The socket path have to be available to both `virt-launcher` pod (and `compute` container) and dataplane pod.
In order to not use hostPath volumes that requires pod to be privileged, we propose to implement a **vhostuser Device Plugin** that will be able to inject mounts to the sockets directory into unprivileged pods, and annotations.

#### Device Plugin for **vhostuser sockets** resources

Device plugins can instructs kubelet to add mounts into the containers when managed resources are requested.

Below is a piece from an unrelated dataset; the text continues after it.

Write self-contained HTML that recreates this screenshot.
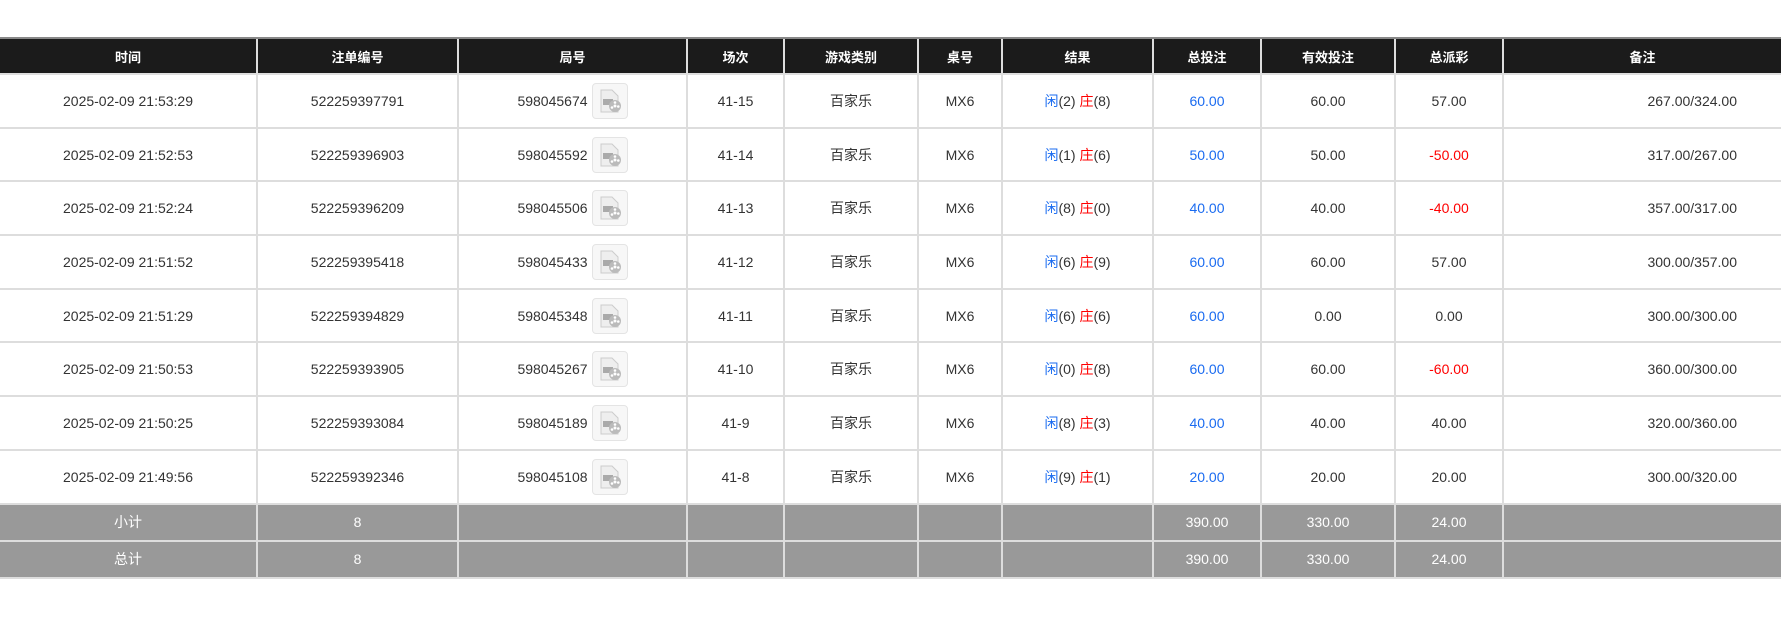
<!DOCTYPE html>
<html><head><meta charset="utf-8"><style>
body{margin:0;background:#fff;font-family:"Liberation Sans","Noto Sans CJK SC",sans-serif;font-size:14px;color:#333;}
table{position:absolute;top:37px;left:0;width:1781px;border-collapse:collapse;table-layout:fixed;}
th{background:#1b1b1b;color:#fff;font-weight:bold;height:34px;border-left:2px solid #ddd;border-top:2px solid #888;padding:0;font-size:13px}
td{text-align:center;border:2px solid #ddd;height:51.7px;padding:0;vertical-align:middle}
tr.f td{background:#999;color:#fff;height:35px;border-color:#ddd}
td.r{text-align:right;padding-right:44px}
.b{color:#1a6bf0}.red{color:#f00}
.n{vertical-align:middle}
.ic{display:inline-block;width:34px;height:34px;border:1px solid #e4e4e4;border-radius:4px;background:#f7f7f7;vertical-align:middle;margin-left:4px;position:relative}
.ic svg{position:absolute;left:3px;top:3px}
</style></head><body>
<table>
<colgroup><col style="width:257px"><col style="width:201px"><col style="width:229px"><col style="width:97px"><col style="width:134px"><col style="width:84px"><col style="width:151px"><col style="width:108px"><col style="width:134px"><col style="width:108px"><col style="width:278px"></colgroup>
<tr><th style="border-left:none">时间</th><th>注单编号</th><th>局号</th><th>场次</th><th>游戏类别</th><th>桌号</th><th>结果</th><th>总投注</th><th>有效投注</th><th>总派彩</th><th>备注</th></tr>
<tbody id="b"></tbody>
</table>
<script>
var d=[["2025-02-09 21:53:29","522259397791","598045674","41-15","2","8","60.00","60.00","57.00","267.00/324.00"],
["2025-02-09 21:52:53","522259396903","598045592","41-14","1","6","50.00","50.00","-50.00","317.00/267.00"],
["2025-02-09 21:52:24","522259396209","598045506","41-13","8","0","40.00","40.00","-40.00","357.00/317.00"],
["2025-02-09 21:51:52","522259395418","598045433","41-12","6","9","60.00","60.00","57.00","300.00/357.00"],
["2025-02-09 21:51:29","522259394829","598045348","41-11","6","6","60.00","0.00","0.00","300.00/300.00"],
["2025-02-09 21:50:53","522259393905","598045267","41-10","0","8","60.00","60.00","-60.00","360.00/300.00"],
["2025-02-09 21:50:25","522259393084","598045189","41-9","8","3","40.00","40.00","40.00","320.00/360.00"],
["2025-02-09 21:49:56","522259392346","598045108","41-8","9","1","20.00","20.00","20.00","300.00/320.00"]];
var ic='<span class="ic"><svg width="28" height="28" viewBox="0 0 28 28"><path d="M5 3h11l6 6v16H5z" fill="#eee" stroke="#ccc"/><rect x="7" y="12" width="10" height="6" fill="#aaa"/><circle cx="19" cy="19" r="6" fill="#bbb"/><circle cx="19" cy="19" r="1.5" fill="#fff"/><circle cx="19" cy="15.5" r="1.3" fill="#fff"/><circle cx="22.3" cy="19.5" r="1.3" fill="#fff"/><circle cx="16" cy="20.5" r="1.3" fill="#fff"/></svg></span>';
var h='';d.forEach(function(r){h+='<tr><td style="border-left:none">'+r[0]+'</td><td>'+r[1]+'</td><td><span class="n">'+r[2]+'</span>'+ic+'</td><td>'+r[3]+'</td><td>百家乐</td><td>MX6</td><td><span class="b">闲</span>('+r[4]+') <span class="red">庄</span>('+r[5]+')</td><td class="b">'+r[6]+'</td><td>'+r[7]+'</td><td'+(r[8][0]=='-'?' class="red"':'')+'>'+r[8]+'</td><td class="r" style="border-right:none">'+r[9]+'</td></tr>';});
h+='<tr class="f"><td style="border-left:none">小计</td><td>8</td><td></td><td></td><td></td><td></td><td></td><td>390.00</td><td>330.00</td><td>24.00</td><td style="border-right:none"></td></tr>';
h+='<tr class="f"><td style="border-left:none">总计</td><td>8</td><td></td><td></td><td></td><td></td><td></td><td>390.00</td><td>330.00</td><td>24.00</td><td style="border-right:none"></td></tr>';
document.getElementById('b').innerHTML=h;
</script>
</body></html>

This design proposal relies on a device plugin that would manage two kinds of resources on the userspace dataplane that we can think of a virtual switch:
- **dataplane**: `1`
This resource give access to all sub directories of `/var/run/vhostuser`, and to sockets inside.
It is requested by the dataplane itself.
Kubelet injects `/var/run/vhostuser` mount in the container.
- **vhostuser sockets**: `n`
This resource can be thought as a virtual switch port, and can have a limit related to dataplane own limitation (performance, CPU, etc.).
It can help schedule workloads on node where dataplane has available resources.
It is requested through VM or VMI definition in resources request spec. In turn the `compute` container of the `virt-launcher` pod will request the same resources.
This makes the device plugin allocates a sub directory `/var/run/vhostuser/<socketXX>`, and mount it into the `virt-launcher` pod.

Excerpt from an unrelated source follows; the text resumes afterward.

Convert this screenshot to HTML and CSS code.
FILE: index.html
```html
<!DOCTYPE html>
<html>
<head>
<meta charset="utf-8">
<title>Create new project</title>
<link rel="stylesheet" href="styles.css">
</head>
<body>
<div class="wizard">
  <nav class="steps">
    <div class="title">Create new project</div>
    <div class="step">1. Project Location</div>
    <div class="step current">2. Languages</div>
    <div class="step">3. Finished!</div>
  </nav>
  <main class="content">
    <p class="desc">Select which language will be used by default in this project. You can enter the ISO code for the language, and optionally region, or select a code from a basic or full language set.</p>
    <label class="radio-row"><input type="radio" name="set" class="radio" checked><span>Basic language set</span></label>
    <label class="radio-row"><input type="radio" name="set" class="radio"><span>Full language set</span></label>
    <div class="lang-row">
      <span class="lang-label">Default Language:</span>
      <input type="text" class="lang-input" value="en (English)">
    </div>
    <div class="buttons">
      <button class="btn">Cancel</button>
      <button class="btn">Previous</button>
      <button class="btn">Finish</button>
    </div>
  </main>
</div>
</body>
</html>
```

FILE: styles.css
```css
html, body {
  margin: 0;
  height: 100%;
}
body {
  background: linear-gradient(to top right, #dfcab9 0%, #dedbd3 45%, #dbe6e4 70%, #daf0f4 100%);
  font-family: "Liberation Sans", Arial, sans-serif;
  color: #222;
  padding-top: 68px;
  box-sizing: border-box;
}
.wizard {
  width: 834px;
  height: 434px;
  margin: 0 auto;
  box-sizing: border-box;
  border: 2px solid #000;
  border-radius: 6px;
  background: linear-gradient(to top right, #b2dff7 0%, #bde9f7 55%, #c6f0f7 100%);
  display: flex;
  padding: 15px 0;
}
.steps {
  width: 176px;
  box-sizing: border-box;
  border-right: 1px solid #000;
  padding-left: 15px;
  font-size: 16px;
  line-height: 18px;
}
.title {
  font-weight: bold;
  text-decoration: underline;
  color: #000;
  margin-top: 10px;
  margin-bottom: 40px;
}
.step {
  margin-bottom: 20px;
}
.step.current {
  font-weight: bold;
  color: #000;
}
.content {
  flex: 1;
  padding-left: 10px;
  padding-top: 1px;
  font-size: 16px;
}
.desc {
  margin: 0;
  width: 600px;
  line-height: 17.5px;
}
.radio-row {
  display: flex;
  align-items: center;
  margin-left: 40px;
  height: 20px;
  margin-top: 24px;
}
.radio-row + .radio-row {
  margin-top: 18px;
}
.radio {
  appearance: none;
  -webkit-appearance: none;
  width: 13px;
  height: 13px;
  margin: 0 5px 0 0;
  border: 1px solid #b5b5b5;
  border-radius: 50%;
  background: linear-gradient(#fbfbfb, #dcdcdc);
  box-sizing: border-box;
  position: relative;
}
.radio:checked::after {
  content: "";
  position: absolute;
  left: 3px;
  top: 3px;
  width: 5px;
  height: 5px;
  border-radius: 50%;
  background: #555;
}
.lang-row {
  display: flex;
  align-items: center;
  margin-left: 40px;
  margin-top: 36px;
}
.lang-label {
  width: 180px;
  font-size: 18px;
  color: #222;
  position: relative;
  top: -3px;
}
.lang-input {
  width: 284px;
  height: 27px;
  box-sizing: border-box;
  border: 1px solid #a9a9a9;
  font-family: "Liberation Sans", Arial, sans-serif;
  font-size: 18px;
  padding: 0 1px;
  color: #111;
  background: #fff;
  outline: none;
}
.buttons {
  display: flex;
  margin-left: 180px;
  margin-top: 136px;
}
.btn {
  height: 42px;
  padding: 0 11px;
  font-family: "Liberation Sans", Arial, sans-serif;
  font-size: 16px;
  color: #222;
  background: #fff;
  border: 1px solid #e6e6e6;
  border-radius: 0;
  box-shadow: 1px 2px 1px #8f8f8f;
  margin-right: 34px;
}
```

The device plugin has to comply with [`device-info-spec`](https://github.com/k8snetworkplumbingwg/device-info-spec/blob/main/SPEC.md#device-information-specification). This allows information sharing between device plugin and the CNI. Thanks to Multus being compliant with this spec, the CNI can retrieve device information (socket path and and type) to be used to configure the dataplane accordingly. Multus will annotate the `virt-launcher` pod with this information, KubeVirt extracts only a part into `kubevirt.io/network-info`.

The device plugin has to care about directory permissions and SELinux, for the sockets to be accessible from requesting pods.

#### Network Binding Plugin and Kubevirt requirements

Network Binding Plugin then can leverage `downwardAPI` feature available from Kubevirt v1.3.0, in order to retrieve the `kubevirt.io/network-info` annotation values, and extract the socket path to configure the interface in the domain XML.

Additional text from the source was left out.